The apparent specificity of purified ES-10 to hydrolyze LIDO and MEGX, but not GX, agrees well with the results from incubations with microsomes showing that XYL is formed from LIDO and MEGX (NADPH-independent formation) but not from GX. The ES-10 and ES-4 esterases are highly expressed in rat liver, and they have been estimated to comprise about 1.5 and 0.5% of the microsomal protein, respectively (Morgan et al., 1994). The ES-10 esterase is likely to be highly expressed also in humans, whereas the ES-4 esterase is not (Diczfalusy et al., 2001). Therefore, the ES-10 carboxylesterase is a strong candidate esterase enzyme to be involved in the metabolism of LIDO in both rat and human.

Keenaghan and Boyes (1972) demonstrated that 3-OH-LIDO (31.2%) and 3-OH-MEGX (36.9%) were major metabolites excreted of orally administered LIDO in female S-D rats, but also substantial amounts of 4-OH-XYL (12.4%) were excreted. Although MEGX (0.7%), GX (2.1%), XYL (1.5%), and LIDO (0.2%) were identified as minor metabolites, no 3-OH-XYL was detected. These findings further support a concept that LIDO may be metabolized by two pathways in the rat, one involving 3-hydroxylations of LIDO and MEGX followed by excretion, and another pathway involving direct esterase-catalyzed hydrolysis, or deethylation of LIDO to MEGX followed by esterase-catalyzed hydrolysis, to form XYL, which may subsequently be 4-hydroxylated and excreted as outlined in Fig. 5. These data also indicate that the latter metabolic scheme may be found in humans since Tam et al. (1987) have demonstrated that 4-OH-XYL is the major metabolite being excreted in human urine, comprising about 80% of intravenously administered LIDO.

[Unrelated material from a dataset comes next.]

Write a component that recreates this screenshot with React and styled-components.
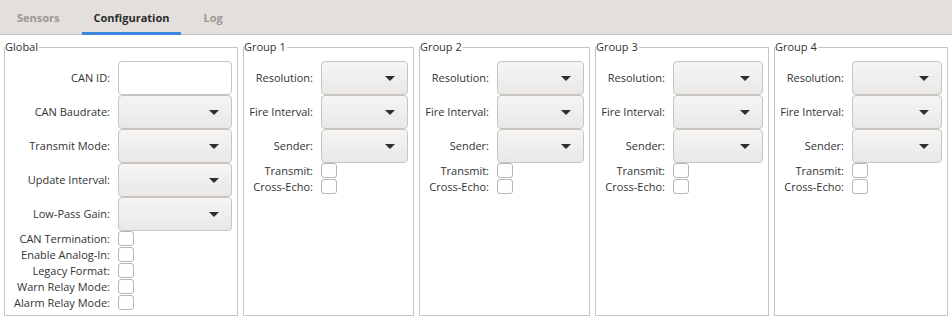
import styled, { createGlobalStyle } from "styled-components";

const GlobalStyle = createGlobalStyle`
  html, body {
    margin: 0;
    padding: 0;
    background: #ffffff;
  }
  body {
    font-family: "Open Sans", "Noto Sans", sans-serif;
    font-size: 11px;
    color: #333333;
  }
`;

const Page = styled.div`
  width: 952px;
  height: 320px;
  overflow: hidden;
`;

const TabBar = styled.div`
  display: flex;
  gap: 10px;
  height: 34px;
  padding-left: 5px;
  background: #e2dfdc;
  border-bottom: 1px solid #c9c5c0;
`;

const Tab = styled.div`
  display: flex;
  align-items: center;
  box-sizing: border-box;
  height: 35px;
  padding: 3px 12px 0;
  margin-bottom: -1px;
  font-weight: 700;
  font-size: 11px;
  color: ${(p) => (p.$active ? "#2b2b2b" : "#9a9896")};
  border-bottom: 3px solid ${(p) => (p.$active ? "#3a87e0" : "transparent")};
`;

const Groups = styled.div`
  display: grid;
  grid-template-columns: 234px 171px 171px 174px 174px;
  column-gap: 5px;
  padding: 4px 4px 0;
`;

const Fieldset = styled.fieldset`
  margin: 0;
  padding: 6px 5px 0 0;
  height: 277px;
  box-sizing: border-box;
  border: 1px solid #c8c4bf;
  min-width: 0;
`;

const Legend = styled.legend`
  padding: 0 1px 0 0;
  margin: 0;
  line-height: 16px;
  color: #333333;
`;

const Form = styled.div`
  display: grid;
  grid-template-columns: ${(p) => p.$labelWidth}px 1fr;
  column-gap: 8px;
`;

const Label = styled.div`
  justify-self: end;
  align-self: center;
  white-space: nowrap;
  line-height: 16px;
`;

const TextField = styled.div`
  box-sizing: border-box;
  height: 34px;
  border: 1px solid #c8c4bf;
  border-radius: 4px;
  background: #ffffff;
`;

const Combo = styled.div`
  box-sizing: border-box;
  height: 34px;
  display: flex;
  align-items: center;
  justify-content: flex-end;
  padding-right: 12px;
  border: 1px solid #c8c4bf;
  border-radius: 4px;
  background: linear-gradient(#f6f5f4, #eae8e6);
`;

const Check = styled.div`
  box-sizing: border-box;
  width: 16px;
  height: 15px;
  margin: 0 0 1px;
  border: 1px solid #b9b5b0;
  border-radius: 3px;
  background: #ffffff;
`;

const Arrow = () => (
  <svg width="10" height="5" viewBox="0 0 10 5">
    <polygon points="0,0 10,0 5,5" fill="#2e2e2e" />
  </svg>
);

const Field = ({ label, type }) => (
  <>
    <Label>{label}</Label>
    {type === "text" && <TextField />}
    {type === "combo" && (
      <Combo>
        <Arrow />
      </Combo>
    )}
    {type === "check" && <Check />}
  </>
);

const globalFields = [
  ["CAN ID:", "text"],
  ["CAN Baudrate:", "combo"],
  ["Transmit Mode:", "combo"],
  ["Update Interval:", "combo"],
  ["Low-Pass Gain:", "combo"],
  ["CAN Termination:", "check"],
  ["Enable Analog-In:", "check"],
  ["Legacy Format:", "check"],
  ["Warn Relay Mode:", "check"],
  ["Alarm Relay Mode:", "check"],
];

const groupFields = [
  ["Resolution:", "combo"],
  ["Fire Interval:", "combo"],
  ["Sender:", "combo"],
  ["Transmit:", "check"],
  ["Cross-Echo:", "check"],
];

const App = () => {
  return (
    <Page>
      <GlobalStyle />
      <TabBar>
        <Tab>Sensors</Tab>
        <Tab $active>Configuration</Tab>
        <Tab>Log</Tab>
      </TabBar>
      <Groups>
        <Fieldset>
          <Legend>Global</Legend>
          <Form $labelWidth={105}>
            {globalFields.map(([label, type]) => (
              <Field key={label} label={label} type={type} />
            ))}
          </Form>
        </Fieldset>
        {[1, 2, 3, 4].map((n) => (
          <Fieldset key={n}>
            <Legend>{`Group ${n}`}</Legend>
            <Form $labelWidth={69}>
              {groupFields.map(([label, type]) => (
                <Field key={label} label={label} type={type} />
              ))}
            </Form>
          </Fieldset>
        ))}
      </Groups>
    </Page>
  );
};

export default App;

View larger version (16K): [in this window] [in a new window]   Fig. 5.   Hypothetical scheme for the formation of 4-OH-XYL and other hydroxylated metabolites from LIDO, MEGX, and/or GX via the activity by esterases and/or P450. Bold arrows indicate deamidation via esterases.

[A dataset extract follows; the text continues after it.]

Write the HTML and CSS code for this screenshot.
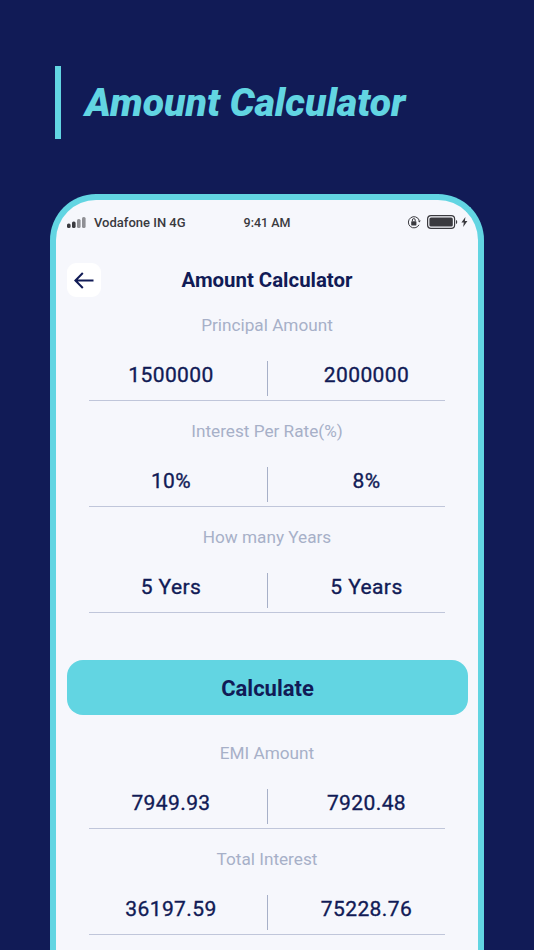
FILE: index.html
```html
<!DOCTYPE html>
<html lang="en">
<head>
<meta charset="utf-8">
<title>Amount Calculator</title>
<link rel="stylesheet" href="styles.css">
</head>
<body>
<div class="page">
  <header class="headline"><h1>Amount Calculator</h1></header>
  <div class="phone">
    <div class="status">
      <div class="status-left">
        <svg class="signal" width="19" height="11" viewBox="0 0 19 11"><rect x="0" y="6.5" width="3.6" height="4.5" rx="1.6" fill="#3a3a3f"/><rect x="5" y="4.5" width="3.6" height="6.5" rx="1.6" fill="#3a3a3f"/><rect x="10" y="2" width="3.6" height="9" rx="1.6" fill="#8f8f94"/><rect x="15" y="0" width="3.6" height="11" rx="1.6" fill="#8f8f94"/></svg>
        <span class="carrier">Vodafone IN 4G</span>
      </div>
      <div class="status-time">9:41 AM</div>
      <div class="status-right">
        <svg class="lock" width="14" height="14" viewBox="0 0 14 14"><path d="M12.2 5.2A5.6 5.6 0 1 0 12 9.8" fill="none" stroke="#3a3a3f" stroke-width="1"/><path d="M10.8 5.6h3l-1.5 1.8z" fill="#3a3a3f"/><rect x="4.2" y="6.2" width="5.2" height="4.2" rx=".6" fill="#3a3a3f"/><path d="M5.4 6.2V5a1.4 1.4 0 0 1 2.8 0v1.2" fill="none" stroke="#3a3a3f" stroke-width="1"/></svg>
        <svg class="battery" width="32" height="14" viewBox="0 0 32 14"><rect x=".6" y=".6" width="27" height="12.8" rx="3.4" fill="none" stroke="#3a3a3f" stroke-width="1.2"/><rect x="2.4" y="2.4" width="23.4" height="9.2" rx="1.6" fill="#3a3a3f"/><path d="M29 5c1.6.4 1.6 3.6 0 4z" fill="#3a3a3f"/></svg>
        <svg class="bolt" width="7" height="10" viewBox="0 0 7 10"><path d="M4.4 0 .4 5.6h2.4L2.2 10l4.2-6H3.9z" fill="#3a3a3f"/></svg>
      </div>
    </div>
    <div class="nav">
      <button class="back" aria-label="Back"><svg width="20" height="17" viewBox="0 0 20 17"><path d="M19.5 8.5H1.6M8.8 1 1.4 8.5l7.4 7.5" fill="none" stroke="#111b56" stroke-width="2"/></svg></button>
      <h2>Amount Calculator</h2>
    </div>
    <section class="group">
      <div class="label">Principal Amount</div>
      <div class="row"><div class="val">1500000</div><div class="val">2000000</div></div>
    </section>
    <section class="group">
      <div class="label">Interest Per Rate(%)</div>
      <div class="row"><div class="val">10%</div><div class="val">8%</div></div>
    </section>
    <section class="group">
      <div class="label">How many Years</div>
      <div class="row"><div class="val">5 Yers</div><div class="val">5 Years</div></div>
    </section>
    <button class="calc">Calculate</button>
    <section class="group">
      <div class="label">EMI Amount</div>
      <div class="row"><div class="val">7949.93</div><div class="val">7920.48</div></div>
    </section>
    <section class="group">
      <div class="label">Total Interest</div>
      <div class="row"><div class="val">36197.59</div><div class="val">75228.76</div></div>
    </section>
  </div>
</div>
</body>
</html>
```
FILE: styles.css
```css
* { box-sizing: border-box; }
html, body { margin: 0; height: 100%; }
body { background: #111b56; font-family: Roboto, sans-serif; overflow: hidden; }
.page { width: 534px; height: 950px; overflow: hidden; padding: 66px 50px 0; }
.headline { margin-left: 5px; height: 73px; border-left: 6px solid #62d5e2; display: flex; align-items: center; padding: 3px 0 0 24px; margin-bottom: 55px; }
.headline h1 { margin: 0; font-size: 39.2px; font-weight: 900; font-style: italic; color: #62d5e2; line-height: 1; white-space: nowrap; }
.phone { width: 434px; height: 900px; background: #f6f7fc; border: 6px solid #62d5e2; border-bottom: 0; border-radius: 46px 46px 0 0; padding: 0 11px; }
.status { height: 44px; display: flex; align-items: center; justify-content: space-between; position: relative; font-size: 12.5px; font-weight: 500; color: #3a3a3f; }
.status-left { display: flex; align-items: center; gap: 8px; }
.carrier { font-size: 13px; }
.status-time { position: absolute; left: 50%; transform: translateX(-50%); }
.status-right { display: flex; align-items: center; margin-right: -1px; }
.battery { margin-left: 6px; }
.bolt { margin-left: 2px; }
.nav { height: 34px; margin-top: 19px; margin-bottom: 18px; position: relative; display: flex; align-items: center; justify-content: center; }
.nav h2 { margin: 0; font-size: 20.4px; font-weight: 700; color: #111b56; }
.back { position: absolute; left: 0; top: 0; width: 34px; height: 34px; border: 0; padding: 0; background: #fff; border-radius: 9px; display: flex; align-items: center; justify-content: center; }
.group { display: flex; flex-direction: column; align-items: center; margin-bottom: 20px; }
.label { font-size: 17.2px; color: #a7b0c8; line-height: 20px; text-align: center; }
.row { width: 356px; display: flex; margin-top: 26px; padding-bottom: 4px; border-bottom: 1px solid #c0c6da; }
.val { flex: 0 0 178px; height: 35px; display: flex; align-items: center; justify-content: center; padding: 0 14px 7px 0; font-size: 21px; font-weight: 400; -webkit-text-stroke: .35px #111b56; color: #111b56; letter-spacing: .4px; }
.val + .val { border-left: 1px solid #a7b0c8; padding: 0 0 7px 20px; }
.calc { display: block; width: 401px; height: 55px; margin: 47px 0 28px; padding: 2px 0 0; border: 0; border-radius: 16px; background: #62d5e2; color: #111b56; font: 700 22px Roboto, sans-serif; }
```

Furthermore, this concept is supported by a study by Martin et al. (1997). This group has studied a compound with a structure very similar to that of LIDO, the anticonvulsant N-(2,6-dimethylphenyl)-5-methyl-3-isoxazolecarboxamide, that also contains an amide bond. This compound was also hydrolyzed in an NADPH-independent manner, and the hydrolysis was inhibited by BNPP. However, these authors did not identify any responsible amidase/esterase for the hydrolysis of their compound.

In summary, we have demonstrated here that N-dealkylation is the main pathway in the in vitro rat hepatic microsomal metabolism of LIDO, rather than aromatic hydroxylation. Furthermore, our data suggest that liver microsomal carboxylesterases can hydrolyze LIDO and MEGX, suggesting that 4-OH-XYL excreted in S-D rat urine is derived from hydrolyzed LIDO and/or MEGX via esterases to form XYL. XYL can subsequently be hydroxylated in an NADPH-dependent manner, most likely by P450, to 4-OH-XYL.